▶ _SUPPLIED RECORDS_:
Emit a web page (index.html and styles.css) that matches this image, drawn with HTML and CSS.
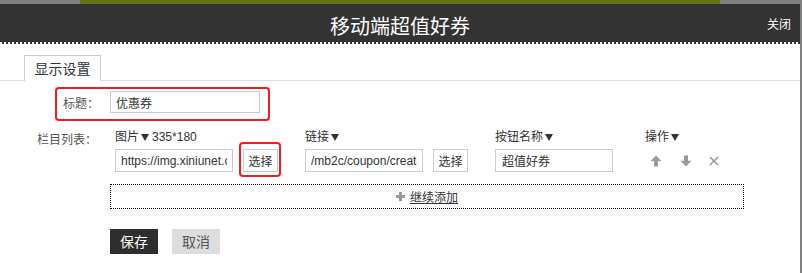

--

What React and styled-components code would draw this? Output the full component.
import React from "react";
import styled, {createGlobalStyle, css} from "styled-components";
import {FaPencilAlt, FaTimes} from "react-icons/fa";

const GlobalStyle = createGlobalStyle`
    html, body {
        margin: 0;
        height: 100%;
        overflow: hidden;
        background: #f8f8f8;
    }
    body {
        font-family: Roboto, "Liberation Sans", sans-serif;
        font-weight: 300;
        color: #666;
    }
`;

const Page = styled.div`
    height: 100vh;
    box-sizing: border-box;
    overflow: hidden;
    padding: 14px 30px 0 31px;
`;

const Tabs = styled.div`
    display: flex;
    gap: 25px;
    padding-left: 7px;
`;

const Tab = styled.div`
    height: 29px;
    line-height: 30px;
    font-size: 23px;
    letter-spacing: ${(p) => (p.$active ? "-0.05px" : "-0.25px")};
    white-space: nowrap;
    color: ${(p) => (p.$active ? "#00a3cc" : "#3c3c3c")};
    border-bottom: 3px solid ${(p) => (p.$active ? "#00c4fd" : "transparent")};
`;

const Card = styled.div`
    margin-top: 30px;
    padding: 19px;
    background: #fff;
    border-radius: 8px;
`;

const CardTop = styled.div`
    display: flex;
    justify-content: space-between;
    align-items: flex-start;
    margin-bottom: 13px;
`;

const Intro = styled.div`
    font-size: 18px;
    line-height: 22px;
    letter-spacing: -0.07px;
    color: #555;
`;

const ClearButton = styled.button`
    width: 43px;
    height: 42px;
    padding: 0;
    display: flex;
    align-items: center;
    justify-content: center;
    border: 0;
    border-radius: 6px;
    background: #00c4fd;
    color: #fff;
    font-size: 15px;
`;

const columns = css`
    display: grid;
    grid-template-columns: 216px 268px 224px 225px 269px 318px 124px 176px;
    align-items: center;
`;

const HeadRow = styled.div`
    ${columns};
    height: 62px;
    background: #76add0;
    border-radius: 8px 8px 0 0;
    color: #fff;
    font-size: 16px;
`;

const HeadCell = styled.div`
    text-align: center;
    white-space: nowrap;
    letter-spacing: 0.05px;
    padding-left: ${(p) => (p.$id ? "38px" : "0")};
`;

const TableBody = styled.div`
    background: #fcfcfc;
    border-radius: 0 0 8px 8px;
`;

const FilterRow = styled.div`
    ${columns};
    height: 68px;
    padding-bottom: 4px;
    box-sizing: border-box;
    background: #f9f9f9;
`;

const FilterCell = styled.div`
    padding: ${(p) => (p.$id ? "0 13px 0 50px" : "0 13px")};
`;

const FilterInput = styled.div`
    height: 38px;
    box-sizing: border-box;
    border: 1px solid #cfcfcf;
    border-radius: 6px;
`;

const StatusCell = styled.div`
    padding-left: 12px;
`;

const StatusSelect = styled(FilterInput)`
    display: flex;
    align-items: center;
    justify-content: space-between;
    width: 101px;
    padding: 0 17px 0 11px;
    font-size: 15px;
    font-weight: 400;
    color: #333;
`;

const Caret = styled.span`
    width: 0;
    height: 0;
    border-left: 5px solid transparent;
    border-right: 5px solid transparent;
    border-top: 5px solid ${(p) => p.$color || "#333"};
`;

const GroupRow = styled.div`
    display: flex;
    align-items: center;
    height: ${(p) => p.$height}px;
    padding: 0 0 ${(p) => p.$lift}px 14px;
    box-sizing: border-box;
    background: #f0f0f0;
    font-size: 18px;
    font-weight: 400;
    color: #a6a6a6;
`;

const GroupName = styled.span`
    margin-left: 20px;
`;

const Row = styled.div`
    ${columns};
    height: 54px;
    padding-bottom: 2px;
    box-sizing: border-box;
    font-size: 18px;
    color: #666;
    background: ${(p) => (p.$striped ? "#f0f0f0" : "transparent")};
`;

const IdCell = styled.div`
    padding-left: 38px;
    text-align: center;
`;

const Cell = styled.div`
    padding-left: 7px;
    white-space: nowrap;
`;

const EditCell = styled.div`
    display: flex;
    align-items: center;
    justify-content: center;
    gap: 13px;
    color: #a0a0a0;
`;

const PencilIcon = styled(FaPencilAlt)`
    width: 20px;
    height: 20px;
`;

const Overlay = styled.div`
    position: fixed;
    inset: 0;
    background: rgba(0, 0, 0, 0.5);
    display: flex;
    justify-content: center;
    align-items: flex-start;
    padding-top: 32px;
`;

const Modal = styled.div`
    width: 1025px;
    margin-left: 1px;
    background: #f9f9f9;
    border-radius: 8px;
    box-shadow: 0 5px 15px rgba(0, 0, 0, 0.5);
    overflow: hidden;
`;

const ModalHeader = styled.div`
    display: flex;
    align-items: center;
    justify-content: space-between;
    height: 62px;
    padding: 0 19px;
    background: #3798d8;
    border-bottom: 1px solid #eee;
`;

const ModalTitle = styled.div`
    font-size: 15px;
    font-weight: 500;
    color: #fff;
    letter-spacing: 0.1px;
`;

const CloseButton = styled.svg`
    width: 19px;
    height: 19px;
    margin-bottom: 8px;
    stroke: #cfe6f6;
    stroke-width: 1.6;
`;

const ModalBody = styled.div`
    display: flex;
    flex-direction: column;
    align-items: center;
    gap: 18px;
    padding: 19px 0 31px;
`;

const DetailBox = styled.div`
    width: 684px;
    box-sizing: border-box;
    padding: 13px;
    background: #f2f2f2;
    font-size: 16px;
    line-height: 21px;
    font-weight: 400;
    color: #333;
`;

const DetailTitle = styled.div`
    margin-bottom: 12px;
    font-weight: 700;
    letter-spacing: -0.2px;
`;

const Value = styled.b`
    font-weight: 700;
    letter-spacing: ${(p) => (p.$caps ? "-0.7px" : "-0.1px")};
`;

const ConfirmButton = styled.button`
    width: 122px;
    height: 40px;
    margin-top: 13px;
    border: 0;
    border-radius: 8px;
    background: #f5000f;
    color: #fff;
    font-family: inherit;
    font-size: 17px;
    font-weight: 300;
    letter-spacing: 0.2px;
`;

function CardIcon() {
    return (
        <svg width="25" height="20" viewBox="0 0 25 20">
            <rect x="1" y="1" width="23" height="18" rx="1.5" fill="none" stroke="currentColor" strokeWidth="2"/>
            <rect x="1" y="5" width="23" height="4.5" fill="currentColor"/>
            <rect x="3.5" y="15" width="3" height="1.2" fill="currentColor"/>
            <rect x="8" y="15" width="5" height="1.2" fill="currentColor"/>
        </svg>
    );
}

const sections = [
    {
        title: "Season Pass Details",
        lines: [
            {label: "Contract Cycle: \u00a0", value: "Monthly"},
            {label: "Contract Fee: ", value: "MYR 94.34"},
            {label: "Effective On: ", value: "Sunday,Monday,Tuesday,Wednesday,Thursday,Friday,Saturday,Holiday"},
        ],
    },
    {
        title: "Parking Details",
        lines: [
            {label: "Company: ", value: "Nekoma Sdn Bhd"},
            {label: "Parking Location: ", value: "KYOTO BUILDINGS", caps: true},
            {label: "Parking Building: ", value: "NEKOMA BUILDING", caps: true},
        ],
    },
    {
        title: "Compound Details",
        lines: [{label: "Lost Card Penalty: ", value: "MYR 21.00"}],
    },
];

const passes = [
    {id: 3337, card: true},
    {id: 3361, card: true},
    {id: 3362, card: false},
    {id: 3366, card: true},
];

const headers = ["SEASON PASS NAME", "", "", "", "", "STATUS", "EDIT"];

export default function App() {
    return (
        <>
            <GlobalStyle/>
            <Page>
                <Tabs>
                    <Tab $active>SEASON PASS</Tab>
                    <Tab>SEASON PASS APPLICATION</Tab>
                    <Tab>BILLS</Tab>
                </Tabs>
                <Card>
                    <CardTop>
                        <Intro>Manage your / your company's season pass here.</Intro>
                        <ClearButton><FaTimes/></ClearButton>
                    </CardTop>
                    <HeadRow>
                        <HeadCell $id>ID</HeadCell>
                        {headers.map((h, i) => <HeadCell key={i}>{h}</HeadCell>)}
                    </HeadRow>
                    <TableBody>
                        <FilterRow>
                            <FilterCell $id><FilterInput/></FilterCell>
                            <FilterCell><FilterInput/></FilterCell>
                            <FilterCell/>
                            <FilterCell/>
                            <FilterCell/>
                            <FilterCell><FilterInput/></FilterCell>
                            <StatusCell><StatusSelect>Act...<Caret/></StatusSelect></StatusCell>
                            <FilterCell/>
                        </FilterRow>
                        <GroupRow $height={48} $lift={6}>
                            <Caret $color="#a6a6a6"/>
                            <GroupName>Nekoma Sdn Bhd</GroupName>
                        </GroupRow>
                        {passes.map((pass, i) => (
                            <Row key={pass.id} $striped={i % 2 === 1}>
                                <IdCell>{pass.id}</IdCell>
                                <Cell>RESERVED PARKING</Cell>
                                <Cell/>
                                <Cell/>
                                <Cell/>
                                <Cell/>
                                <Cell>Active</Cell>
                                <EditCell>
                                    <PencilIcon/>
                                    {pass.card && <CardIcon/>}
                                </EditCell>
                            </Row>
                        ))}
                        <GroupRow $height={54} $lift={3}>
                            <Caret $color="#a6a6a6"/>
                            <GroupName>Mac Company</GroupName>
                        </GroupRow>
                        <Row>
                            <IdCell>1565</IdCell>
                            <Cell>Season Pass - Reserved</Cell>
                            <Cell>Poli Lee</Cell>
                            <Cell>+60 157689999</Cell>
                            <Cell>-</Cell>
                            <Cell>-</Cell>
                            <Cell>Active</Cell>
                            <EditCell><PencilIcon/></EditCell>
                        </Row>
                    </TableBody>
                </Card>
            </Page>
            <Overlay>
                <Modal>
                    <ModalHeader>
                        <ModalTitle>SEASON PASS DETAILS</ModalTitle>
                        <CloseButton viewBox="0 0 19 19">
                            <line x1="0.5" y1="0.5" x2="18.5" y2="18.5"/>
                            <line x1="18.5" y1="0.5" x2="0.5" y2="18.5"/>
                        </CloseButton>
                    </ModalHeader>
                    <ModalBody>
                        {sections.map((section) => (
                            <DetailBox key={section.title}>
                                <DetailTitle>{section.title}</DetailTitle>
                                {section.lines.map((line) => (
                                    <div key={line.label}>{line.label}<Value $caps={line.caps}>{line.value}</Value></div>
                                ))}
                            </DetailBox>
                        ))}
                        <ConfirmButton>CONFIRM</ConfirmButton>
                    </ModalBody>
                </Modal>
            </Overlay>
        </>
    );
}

---

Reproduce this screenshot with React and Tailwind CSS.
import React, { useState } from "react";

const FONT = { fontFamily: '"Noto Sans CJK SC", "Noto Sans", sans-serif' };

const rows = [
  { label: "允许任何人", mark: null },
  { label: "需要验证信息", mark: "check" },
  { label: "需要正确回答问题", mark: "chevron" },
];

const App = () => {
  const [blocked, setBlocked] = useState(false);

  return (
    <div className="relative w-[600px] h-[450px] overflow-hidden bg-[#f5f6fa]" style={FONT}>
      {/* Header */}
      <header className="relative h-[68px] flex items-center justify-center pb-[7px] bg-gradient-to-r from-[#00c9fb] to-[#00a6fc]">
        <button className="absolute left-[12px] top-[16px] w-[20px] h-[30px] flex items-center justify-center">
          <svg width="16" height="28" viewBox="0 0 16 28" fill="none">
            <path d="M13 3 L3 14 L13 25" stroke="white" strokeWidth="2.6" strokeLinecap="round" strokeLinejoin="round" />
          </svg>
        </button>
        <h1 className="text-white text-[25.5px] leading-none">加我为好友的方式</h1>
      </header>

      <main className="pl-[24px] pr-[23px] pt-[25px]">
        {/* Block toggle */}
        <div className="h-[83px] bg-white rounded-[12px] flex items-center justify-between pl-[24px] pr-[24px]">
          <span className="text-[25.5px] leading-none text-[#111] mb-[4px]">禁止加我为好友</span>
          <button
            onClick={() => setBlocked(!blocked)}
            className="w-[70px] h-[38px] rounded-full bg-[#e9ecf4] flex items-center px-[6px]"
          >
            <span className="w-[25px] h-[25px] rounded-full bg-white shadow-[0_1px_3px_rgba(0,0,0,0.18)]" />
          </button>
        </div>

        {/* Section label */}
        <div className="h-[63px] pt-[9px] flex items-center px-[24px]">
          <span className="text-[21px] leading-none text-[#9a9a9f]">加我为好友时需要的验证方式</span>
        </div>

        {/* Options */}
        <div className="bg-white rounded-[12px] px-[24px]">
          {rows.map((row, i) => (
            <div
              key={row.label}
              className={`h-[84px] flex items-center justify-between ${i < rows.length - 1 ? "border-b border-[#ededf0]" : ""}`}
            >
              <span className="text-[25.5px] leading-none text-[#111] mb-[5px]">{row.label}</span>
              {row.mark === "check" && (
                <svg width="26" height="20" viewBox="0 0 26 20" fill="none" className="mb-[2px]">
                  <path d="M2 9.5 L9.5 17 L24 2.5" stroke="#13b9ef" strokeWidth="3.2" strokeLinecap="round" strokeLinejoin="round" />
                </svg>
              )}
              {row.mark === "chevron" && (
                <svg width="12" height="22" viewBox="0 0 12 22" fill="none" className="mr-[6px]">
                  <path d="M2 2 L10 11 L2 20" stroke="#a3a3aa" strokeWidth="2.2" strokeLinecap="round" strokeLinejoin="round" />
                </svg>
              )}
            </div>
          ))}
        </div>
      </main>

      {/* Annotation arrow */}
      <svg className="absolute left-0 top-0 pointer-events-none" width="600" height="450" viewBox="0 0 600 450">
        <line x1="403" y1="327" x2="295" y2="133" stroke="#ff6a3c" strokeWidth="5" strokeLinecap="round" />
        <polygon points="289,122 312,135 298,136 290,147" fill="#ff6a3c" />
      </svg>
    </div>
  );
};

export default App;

▶ _WHAT YOU NEED TO DO_:
Search the lines above for the string "html" and copy each line that has it.

▶ _RESPONSE_:
Emit a web page (index.html and styles.css) that matches this image, drawn with HTML and CSS.
    html, body {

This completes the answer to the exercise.